Las Vegas Prostitution Arrests Increase, Could Be Due to Tougher Enforcement: Experts Explain

Posted on: June 11, 2024, 04:27h. 

Last updated on: June 12, 2024, 10:31h.

The Las Vegas Metropolitan Police Department (LVMPD) reported about a 50% jump in prostitution offenses in May, according to Las Vegas TV station KTNV.

When comparing prostitution offenses between January 1 and May 31, 2023, vs. January 1 and May 31, 2024, for the Las Vegas Valley, the numbers were 675 in 2023 and 1,007 in 2024. That represents a 49.2% jump.

Robert Jarvis
Robert Jarvis, pictured above. The Florida law professor cautions against tougher penalties for prostitution. (Image: Nova Southeastern University)

Experts on criminal behavior speculate the “increase” may be due to tougher enforcement by local cops rather than more prostitution activity in the region.

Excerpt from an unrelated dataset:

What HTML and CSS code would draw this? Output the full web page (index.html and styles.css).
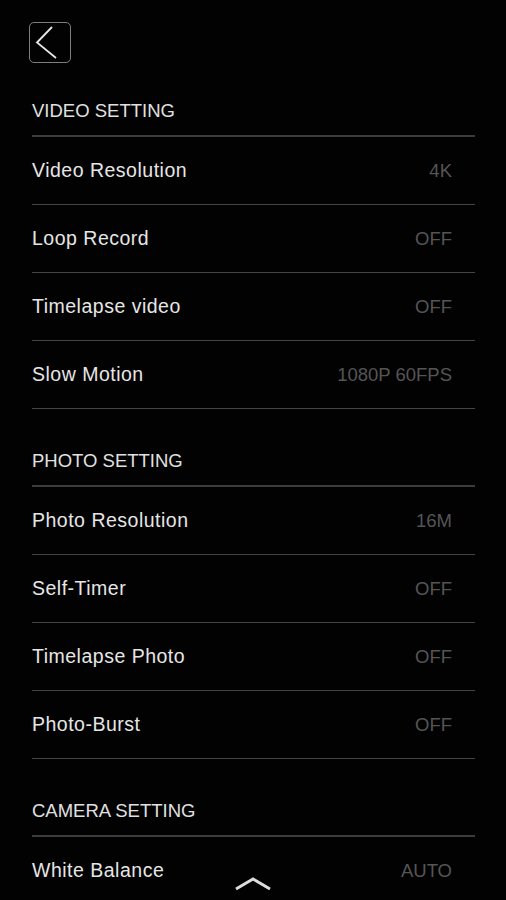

“We know the number of arrests has increased. We don’t know if that’s because prostitution is on the rise or because the LVMPD has become more aggressive in arresting prostitutes,” Robert Jarvis, a law professor at Florida’s Nova Southeastern University’s Shepard College of Law, told  “Indeed, prostitution may be decreasing.”

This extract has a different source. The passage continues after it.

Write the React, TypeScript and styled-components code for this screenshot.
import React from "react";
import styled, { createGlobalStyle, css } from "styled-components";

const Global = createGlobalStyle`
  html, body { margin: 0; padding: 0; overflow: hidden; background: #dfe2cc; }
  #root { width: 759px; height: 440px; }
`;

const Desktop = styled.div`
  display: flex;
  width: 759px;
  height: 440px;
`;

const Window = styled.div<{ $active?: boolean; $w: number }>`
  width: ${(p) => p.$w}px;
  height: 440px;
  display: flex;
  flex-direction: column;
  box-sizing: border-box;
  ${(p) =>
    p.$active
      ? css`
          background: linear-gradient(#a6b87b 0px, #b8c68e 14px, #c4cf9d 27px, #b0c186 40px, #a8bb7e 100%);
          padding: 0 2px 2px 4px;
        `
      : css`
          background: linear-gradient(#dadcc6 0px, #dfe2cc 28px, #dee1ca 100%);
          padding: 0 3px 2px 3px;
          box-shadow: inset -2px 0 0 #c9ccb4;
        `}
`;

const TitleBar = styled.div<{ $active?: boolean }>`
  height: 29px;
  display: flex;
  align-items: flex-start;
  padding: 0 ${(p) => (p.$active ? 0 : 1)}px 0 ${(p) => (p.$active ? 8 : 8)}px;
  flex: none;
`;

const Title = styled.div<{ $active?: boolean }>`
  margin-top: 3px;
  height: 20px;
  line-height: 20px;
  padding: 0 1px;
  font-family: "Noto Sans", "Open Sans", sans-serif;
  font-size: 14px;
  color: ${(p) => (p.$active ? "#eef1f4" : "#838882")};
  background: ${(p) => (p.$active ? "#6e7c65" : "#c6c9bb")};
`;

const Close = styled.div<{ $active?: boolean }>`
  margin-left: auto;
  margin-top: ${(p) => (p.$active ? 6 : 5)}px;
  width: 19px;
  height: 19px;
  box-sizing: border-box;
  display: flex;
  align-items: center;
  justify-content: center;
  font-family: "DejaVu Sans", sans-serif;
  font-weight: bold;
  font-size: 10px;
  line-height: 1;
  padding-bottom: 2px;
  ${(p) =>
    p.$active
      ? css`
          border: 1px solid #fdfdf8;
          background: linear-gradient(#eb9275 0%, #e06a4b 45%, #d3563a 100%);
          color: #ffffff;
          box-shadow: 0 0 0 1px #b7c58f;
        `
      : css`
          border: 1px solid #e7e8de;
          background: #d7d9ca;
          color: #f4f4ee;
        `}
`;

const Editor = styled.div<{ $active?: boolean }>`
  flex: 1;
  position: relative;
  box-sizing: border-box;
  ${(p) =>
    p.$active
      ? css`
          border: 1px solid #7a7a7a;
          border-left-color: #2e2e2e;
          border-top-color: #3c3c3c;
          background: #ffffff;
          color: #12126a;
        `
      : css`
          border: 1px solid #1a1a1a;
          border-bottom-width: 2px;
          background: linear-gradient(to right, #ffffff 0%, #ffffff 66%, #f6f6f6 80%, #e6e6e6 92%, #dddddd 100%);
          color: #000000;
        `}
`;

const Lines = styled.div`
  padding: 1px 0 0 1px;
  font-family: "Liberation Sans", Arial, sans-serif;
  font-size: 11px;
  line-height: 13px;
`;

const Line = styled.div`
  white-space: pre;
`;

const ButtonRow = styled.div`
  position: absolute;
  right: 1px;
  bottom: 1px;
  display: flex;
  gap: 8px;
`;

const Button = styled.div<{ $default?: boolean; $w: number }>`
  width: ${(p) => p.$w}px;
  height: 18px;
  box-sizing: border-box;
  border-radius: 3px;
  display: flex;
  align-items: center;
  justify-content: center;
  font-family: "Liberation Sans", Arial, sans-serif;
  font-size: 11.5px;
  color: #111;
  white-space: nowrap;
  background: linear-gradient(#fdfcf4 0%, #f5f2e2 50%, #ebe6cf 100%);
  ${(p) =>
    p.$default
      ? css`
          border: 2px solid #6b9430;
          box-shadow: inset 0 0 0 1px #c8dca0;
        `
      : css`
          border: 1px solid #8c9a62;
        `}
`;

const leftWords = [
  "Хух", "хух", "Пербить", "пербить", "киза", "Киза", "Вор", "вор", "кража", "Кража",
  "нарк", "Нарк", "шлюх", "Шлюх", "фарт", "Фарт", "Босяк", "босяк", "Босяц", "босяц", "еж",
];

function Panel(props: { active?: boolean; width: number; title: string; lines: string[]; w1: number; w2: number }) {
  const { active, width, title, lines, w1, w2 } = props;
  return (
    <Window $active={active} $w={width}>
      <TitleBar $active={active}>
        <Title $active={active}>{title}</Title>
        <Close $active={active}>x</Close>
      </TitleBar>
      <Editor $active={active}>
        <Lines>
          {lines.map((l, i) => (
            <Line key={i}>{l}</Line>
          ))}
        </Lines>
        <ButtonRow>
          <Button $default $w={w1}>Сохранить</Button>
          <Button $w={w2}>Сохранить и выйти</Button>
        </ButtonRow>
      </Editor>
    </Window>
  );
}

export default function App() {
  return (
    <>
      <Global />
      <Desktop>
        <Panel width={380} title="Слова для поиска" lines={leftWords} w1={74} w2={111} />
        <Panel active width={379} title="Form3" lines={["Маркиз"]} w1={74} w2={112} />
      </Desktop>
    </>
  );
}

He also speculates that numbers in 2023 “could have been abnormally low or 2024 could be abnormally high.”

In fact, statistics cited by the local news report “are pretty much meaningless,” Jarvis warned. “They obviously play right into the hands of ‘law and order’ candidates who can use them to claim that there is a crisis.”

Similarly, when asked about the data reported by KTNV, Barbara Brents, a sociologist at UNLV who studies prostitution trends, told, “I would suspect it has a lot more to do with increasing arrests rather than increases in paid sex.”

Opposed to Stricter Penalties

Prostitution is a criminal charge that really can’t be effectively curbed, Jarvis confirmed.

Stricter penalties will not curb prostitution — they just drive the activity further underground and make it more expensive and dangerous for everyone involved,” Jarvis said.

For example, Iran, North Korea, Sudan, and Yemen have laws that call for capital punishment for prostitution. But prostitution exists in every one of these countries, he said.

“Much like drugs, as long as there is a demand, there will be people who will fulfill the demand,” Jarvis said.

Many counties in Nevada allow for legal prostitution. Clark County, which includes Las Vegas, isn’t one of them.

In this respect, it always has struck me as odd that Clark County has not legalized prostitution,” Jarvis added. “I think legalizing prostitution is a much better approach and is a win-win-win. Sex workers get the safety they need; customers get the peace of mind — no arrests, prostitutes regularly given health checks — they need; and the government gets the tax revenue it needs,” he added.

Also, those who are underage and involved with sex trafficking especially need to get help from resources.

Tourists, Locals Use Sex Trade

In Las Vegas, both tourists and locals seek out prostitutes, even though it’s illegal. Some of the sex trade happens by meeting customers at bars, on streets, through escort services, or via online sites.

Las Vegas’ many casinos and hotels, as well as those in other locations, often attempt to curb prostitution from taking place at their properties.

But Jarvis points out that Las Vegas casinos are “a special case because of how many tourists they get…  Many tourists come to Las Vegas to do things they would never think of doing at home, and, of course, Las Vegas has long promoted such an ethos, “What happens in Vegas stays in Vegas.”

Barbara Brents
Barbara Brents, pictured above. The UNLV sociologist encourages more social services for those in the sex trade. (Image: UNLV)

Yet, empirical evidence shows there are many markets for sex work. Tourists and those attending conventions are just one, said UNLV sociologist Barbara Brents.

Locals also provide and pay for sexual services. “Many tourist destinations have lots of prostitution, casinos are no different than convention centers or hotels,” she added.

Rather than focusing on law enforcement, Brents recommends having interventions for sex workers, including social services such as improved housing, health care, food, and mental health services.

That way, individuals would be less likely to turn to sex work out of desperation, Brents said.